● STATED EXERCISE
Pictures do not belong in your copy. Repeat all the other data exactly.

• • • • •

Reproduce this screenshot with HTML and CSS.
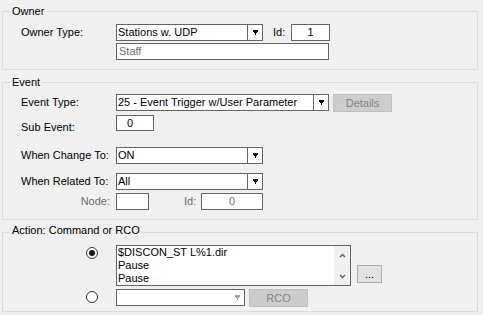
FILE: index.html
```html
<!DOCTYPE html>
<html>
<head>
<meta charset="utf-8">
<link rel="stylesheet" href="styles.css">
</head>
<body>
<div class="page">
  <fieldset class="group owner">
    <legend>Owner</legend>
    <div class="row r-own1">
      <span class="lbl">Owner Type:</span>
      <div class="combo w147"><span class="val">Stations w. UDP</span><span class="dd"><svg width="5" height="5" viewBox="0 0 5 5"><path d="M0 0h5v2h-1v1h-1v2h-1v-2h-1v-1h-1z"/></svg></span></div>
      <span class="lbl-s id1">Id:</span>
      <div class="box idbox">1</div>
    </div>
    <div class="row r-own2">
      <span class="lbl"></span>
      <div class="box staff">Staff</div>
    </div>
  </fieldset>

  <fieldset class="group event">
    <legend>Event</legend>
    <div class="row r-ev1">
      <span class="lbl">Event Type:</span>
      <div class="combo w213"><span class="val">25 - Event Trigger w/User Parameter</span><span class="dd"><svg width="5" height="5" viewBox="0 0 5 5"><path d="M0 0h5v2h-1v1h-1v2h-1v-2h-1v-1h-1z"/></svg></span></div>
      <div class="btn dis details">Details</div>
    </div>
    <div class="row r-ev2">
      <span class="lbl sub">Sub Event:</span>
      <div class="box subbox">0</div>
    </div>
    <div class="row r-ev3">
      <span class="lbl">When Change To:</span>
      <div class="combo w147"><span class="val">ON</span><span class="dd"><svg width="5" height="5" viewBox="0 0 5 5"><path d="M0 0h5v2h-1v1h-1v2h-1v-2h-1v-1h-1z"/></svg></span></div>
    </div>
    <div class="row r-ev4">
      <span class="lbl">When Related To:</span>
      <div class="combo w147"><span class="val">All</span><span class="dd"><svg width="5" height="5" viewBox="0 0 5 5"><path d="M0 0h5v2h-1v1h-1v2h-1v-2h-1v-1h-1z"/></svg></span></div>
    </div>
    <div class="row r-ev5">
      <span class="lbl right gray">Node:</span>
      <div class="box nodebox"></div>
      <span class="lbl-s gray id2">Id:</span>
      <div class="box id2box gray">0</div>
    </div>
  </fieldset>

  <fieldset class="group action">
    <legend>Action: Command or RCO</legend>
    <div class="row r-ac1">
      <span class="radio on"></span>
      <div class="list">
        <div class="lines">
          <div>$DISCON_ST L%1.dir</div>
          <div>Pause</div>
          <div>Pause</div>
        </div>
        <div class="sb">
          <svg width="7" height="5" viewBox="0 0 7 5"><path d="M1 4L3.5 1.5L6 4" fill="none" stroke="#606060" stroke-width="1.4"/></svg>
          <svg width="7" height="5" viewBox="0 0 7 5"><path d="M1 1L3.5 3.5L6 1" fill="none" stroke="#606060" stroke-width="1.4"/></svg>
        </div>
      </div>
      <div class="btn dots">...</div>
    </div>
    <div class="row r-ac2">
      <span class="radio"></span>
      <div class="combo w129 disc"><span class="val"></span><span class="dd"><svg width="5" height="5" viewBox="0 0 5 5"><path d="M0 0h5v2h-1v1h-1v2h-1v-2h-1v-1h-1z"/></svg></span></div>
      <div class="btn dis rco">RCO</div>
    </div>
  </fieldset>
</div>
</body>
</html>
```

FILE: styles.css
```css
html, body {
  margin: 0;
  padding: 0;
  background: #f0f0f0;
}
body {
  font-family: "Liberation Sans", Arial, sans-serif;
  font-size: 11px;
  line-height: 13px;
  color: #000;
  width: 483px;
  height: 315px;
  overflow: hidden;
}
.page {
  padding: 5px 5px 0 2px;
}
.group {
  margin: 0;
  padding: 0;
  border: 1px solid #dcdcdc;
  min-inline-size: 0;
}
.group legend {
  margin-left: 7px;
  padding: 0 2px;
  line-height: 13px;
}
.owner { padding: 6px 0 9px; }
.event { margin-top: 6px; padding: 5px 0 9px; }
.action { margin-top: 4px; padding: 5px 0 4px; }
.action legend { padding-bottom: 3px; }

.row {
  display: flex;
  align-items: flex-start;
  padding-left: 18px;
}
.lbl {
  flex: none;
  width: 95px;
  line-height: 17px;
}
.lbl.right { text-align: right; width: 89px; padding-right: 6px; }
.lbl.sub { padding-top: 6px; line-height: 13px; }
.lbl-s { flex: none; line-height: 17px; }
.gray { color: #6d6d6d; }

.r-own1 { height: 17px; margin-bottom: 2px; }
.r-own2 { height: 17px; }
.r-ev1 { height: 21px; }
.r-ev2 { height: 32px; }
.r-ev3 { height: 26px; }
.r-ev4 { height: 20px; }
.r-ev5 { height: 17px; }

.combo {
  flex: none;
  box-sizing: border-box;
  height: 17px;
  border: 1px solid #646464;
  background: #fff;
  display: flex;
}
.combo .val {
  flex: 1;
  padding-left: 1px;
  line-height: 15px;
  white-space: nowrap;
  overflow: hidden;
}
.combo .dd {
  flex: none;
  width: 14px;
  border-left: 1px solid #646464;
  display: flex;
  align-items: center;
  justify-content: center;
}
.combo .dd svg { shape-rendering: crispEdges; fill: #000; }
.combo.disc .dd { border-left-color: #fff; }
.combo.disc .dd svg { fill: #a0a0a0; }
.w147 { width: 147px; }
.w213 { width: 213px; }
.w129 { width: 129px; }

.box {
  flex: none;
  box-sizing: border-box;
  height: 17px;
  border: 1px solid #646464;
  background: #fff;
  line-height: 15px;
  padding-left: 1px;
}
.id1 { margin-left: 10px; width: 18px; }
.idbox { width: 39px; text-align: center; padding-left: 0; }
.staff { width: 213px; color: #6d6d6d; padding-left: 2px; }
.subbox { width: 38px; height: 16px; line-height: 14px; padding-left: 10px; }
.nodebox { width: 33px; }
.id2 { margin-left: 35px; width: 17px; }
.id2box { width: 62px; text-align: center; padding-left: 0; }

.btn {
  flex: none;
  box-sizing: border-box;
  height: 18px;
  line-height: 16px;
  text-align: center;
}
.btn.dis {
  background: #cccccc;
  border: 1px solid #bfbfbf;
  color: #838383;
}
.details { width: 59px; margin-left: 4px; }
.rco { width: 59px; margin-left: 4px; }
.dots {
  width: 25px;
  margin-left: 6px;
  margin-top: 20px;
  background: #e1e1e1;
  border: 1px solid #adadad;
}

.radio {
  flex: none;
  box-sizing: border-box;
  width: 12px;
  height: 12px;
  border-radius: 50%;
  border: 1px solid #333;
  background: #fff;
  margin-left: 65px;
  margin-right: 18px;
  display: flex;
  align-items: center;
  justify-content: center;
}
.radio.on::after {
  content: "";
  width: 6px;
  height: 6px;
  border-radius: 50%;
  background: #1a1a1a;
}
.r-ac1 { height: 44px; }
.r-ac1 .radio { margin-top: 2px; }
.r-ac2 { height: 18px; }
.r-ac2 .radio { margin-top: 2px; }

.list {
  flex: none;
  box-sizing: border-box;
  width: 235px;
  height: 41px;
  border: 1px solid #646464;
  background: #fff;
  display: flex;
}
.lines {
  flex: 1;
  padding-left: 1px;
  line-height: 13px;
  white-space: nowrap;
}
.sb {
  flex: none;
  width: 16px;
  background: #f0f0f0;
  display: flex;
  flex-direction: column;
  justify-content: space-between;
  align-items: center;
  padding: 7px 0 6px;
  box-sizing: border-box;
}
```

• • • • •

● WRITTEN ANSWER
Reproduce this screenshot with HTML and CSS.
FILE: index.html
```html
<!DOCTYPE html>
<html>
<head>
<meta charset="utf-8">
<link rel="stylesheet" href="styles.css">
</head>
<body>
<div class="page">
  <fieldset class="group owner">
    <legend>Owner</legend>
    <div class="row r-own1">
      <span class="lbl">Owner Type:</span>
      <div class="combo w147"><span class="val">Stations w. UDP</span><span class="dd"><svg width="5" height="5" viewBox="0 0 5 5"><path d="M0 0h5v2h-1v1h-1v2h-1v-2h-1v-1h-1z"/></svg></span></div>
      <span class="lbl-s id1">Id:</span>
      <div class="box idbox">1</div>
    </div>
    <div class="row r-own2">
      <span class="lbl"></span>
      <div class="box staff">Staff</div>
    </div>
  </fieldset>

  <fieldset class="group event">
    <legend>Event</legend>
    <div class="row r-ev1">
      <span class="lbl">Event Type:</span>
      <div class="combo w213"><span class="val">25 - Event Trigger w/User Parameter</span><span class="dd"><svg width="5" height="5" viewBox="0 0 5 5"><path d="M0 0h5v2h-1v1h-1v2h-1v-2h-1v-1h-1z"/></svg></span></div>
      <div class="btn dis details">Details</div>
    </div>
    <div class="row r-ev2">
      <span class="lbl sub">Sub Event:</span>
      <div class="box subbox">0</div>
    </div>
    <div class="row r-ev3">
      <span class="lbl">When Change To:</span>
      <div class="combo w147"><span class="val">ON</span><span class="dd"><svg width="5" height="5" viewBox="0 0 5 5"><path d="M0 0h5v2h-1v1h-1v2h-1v-2h-1v-1h-1z"/></svg></span></div>
    </div>
    <div class="row r-ev4">
      <span class="lbl">When Related To:</span>
      <div class="combo w147"><span class="val">All</span><span class="dd"><svg width="5" height="5" viewBox="0 0 5 5"><path d="M0 0h5v2h-1v1h-1v2h-1v-2h-1v-1h-1z"/></svg></span></div>
    </div>
    <div class="row r-ev5">
      <span class="lbl right gray">Node:</span>
      <div class="box nodebox"></div>
      <span class="lbl-s gray id2">Id:</span>
      <div class="box id2box gray">0</div>
    </div>
  </fieldset>

  <fieldset class="group action">
    <legend>Action: Command or RCO</legend>
    <div class="row r-ac1">
      <span class="radio on"></span>
      <div class="list">
        <div class="lines">
          <div>$DISCON_ST L%1.dir</div>
          <div>Pause</div>
          <div>Pause</div>
        </div>
        <div class="sb">
          <svg width="7" height="5" viewBox="0 0 7 5"><path d="M1 4L3.5 1.5L6 4" fill="none" stroke="#606060" stroke-width="1.4"/></svg>
          <svg width="7" height="5" viewBox="0 0 7 5"><path d="M1 1L3.5 3.5L6 1" fill="none" stroke="#606060" stroke-width="1.4"/></svg>
        </div>
      </div>
      <div class="btn dots">...</div>
    </div>
    <div class="row r-ac2">
      <span class="radio"></span>
      <div class="combo w129 disc"><span class="val"></span><span class="dd"><svg width="5" height="5" viewBox="0 0 5 5"><path d="M0 0h5v2h-1v1h-1v2h-1v-2h-1v-1h-1z"/></svg></span></div>
      <div class="btn dis rco">RCO</div>
    </div>
  </fieldset>
</div>
</body>
</html>
```

FILE: styles.css
```css
html, body {
  margin: 0;
  padding: 0;
  background: #f0f0f0;
}
body {
  font-family: "Liberation Sans", Arial, sans-serif;
  font-size: 11px;
  line-height: 13px;
  color: #000;
  width: 483px;
  height: 315px;
  overflow: hidden;
}
.page {
  padding: 5px 5px 0 2px;
}
.group {
  margin: 0;
  padding: 0;
  border: 1px solid #dcdcdc;
  min-inline-size: 0;
}
.group legend {
  margin-left: 7px;
  padding: 0 2px;
  line-height: 13px;
}
.owner { padding: 6px 0 9px; }
.event { margin-top: 6px; padding: 5px 0 9px; }
.action { margin-top: 4px; padding: 5px 0 4px; }
.action legend { padding-bottom: 3px; }

.row {
  display: flex;
  align-items: flex-start;
  padding-left: 18px;
}
.lbl {
  flex: none;
  width: 95px;
  line-height: 17px;
}
.lbl.right { text-align: right; width: 89px; padding-right: 6px; }
.lbl.sub { padding-top: 6px; line-height: 13px; }
.lbl-s { flex: none; line-height: 17px; }
.gray { color: #6d6d6d; }

.r-own1 { height: 17px; margin-bottom: 2px; }
.r-own2 { height: 17px; }
.r-ev1 { height: 21px; }
.r-ev2 { height: 32px; }
.r-ev3 { height: 26px; }
.r-ev4 { height: 20px; }
.r-ev5 { height: 17px; }

.combo {
  flex: none;
  box-sizing: border-box;
  height: 17px;
  border: 1px solid #646464;
  background: #fff;
  display: flex;
}
.combo .val {
  flex: 1;
  padding-left: 1px;
  line-height: 15px;
  white-space: nowrap;
  overflow: hidden;
}
.combo .dd {
  flex: none;
  width: 14px;
  border-left: 1px solid #646464;
  display: flex;
  align-items: center;
  justify-content: center;
}
.combo .dd svg { shape-rendering: crispEdges; fill: #000; }
.combo.disc .dd { border-left-color: #fff; }
.combo.disc .dd svg { fill: #a0a0a0; }
.w147 { width: 147px; }
.w213 { width: 213px; }
.w129 { width: 129px; }

.box {
  flex: none;
  box-sizing: border-box;
  height: 17px;
  border: 1px solid #646464;
  background: #fff;
  line-height: 15px;
  padding-left: 1px;
}
.id1 { margin-left: 10px; width: 18px; }
.idbox { width: 39px; text-align: center; padding-left: 0; }
.staff { width: 213px; color: #6d6d6d; padding-left: 2px; }
.subbox { width: 38px; height: 16px; line-height: 14px; padding-left: 10px; }
.nodebox { width: 33px; }
.id2 { margin-left: 35px; width: 17px; }
.id2box { width: 62px; text-align: center; padding-left: 0; }

.btn {
  flex: none;
  box-sizing: border-box;
  height: 18px;
  line-height: 16px;
  text-align: center;
}
.btn.dis {
  background: #cccccc;
  border: 1px solid #bfbfbf;
  color: #838383;
}
.details { width: 59px; margin-left: 4px; }
.rco { width: 59px; margin-left: 4px; }
.dots {
  width: 25px;
  margin-left: 6px;
  margin-top: 20px;
  background: #e1e1e1;
  border: 1px solid #adadad;
}

.radio {
  flex: none;
  box-sizing: border-box;
  width: 12px;
  height: 12px;
  border-radius: 50%;
  border: 1px solid #333;
  background: #fff;
  margin-left: 65px;
  margin-right: 18px;
  display: flex;
  align-items: center;
  justify-content: center;
}
.radio.on::after {
  content: "";
  width: 6px;
  height: 6px;
  border-radius: 50%;
  background: #1a1a1a;
}
.r-ac1 { height: 44px; }
.r-ac1 .radio { margin-top: 2px; }
.r-ac2 { height: 18px; }
.r-ac2 .radio { margin-top: 2px; }

.list {
  flex: none;
  box-sizing: border-box;
  width: 235px;
  height: 41px;
  border: 1px solid #646464;
  background: #fff;
  display: flex;
}
.lines {
  flex: 1;
  padding-left: 1px;
  line-height: 13px;
  white-space: nowrap;
}
.sb {
  flex: none;
  width: 16px;
  background: #f0f0f0;
  display: flex;
  flex-direction: column;
  justify-content: space-between;
  align-items: center;
  padding: 7px 0 6px;
  box-sizing: border-box;
}
```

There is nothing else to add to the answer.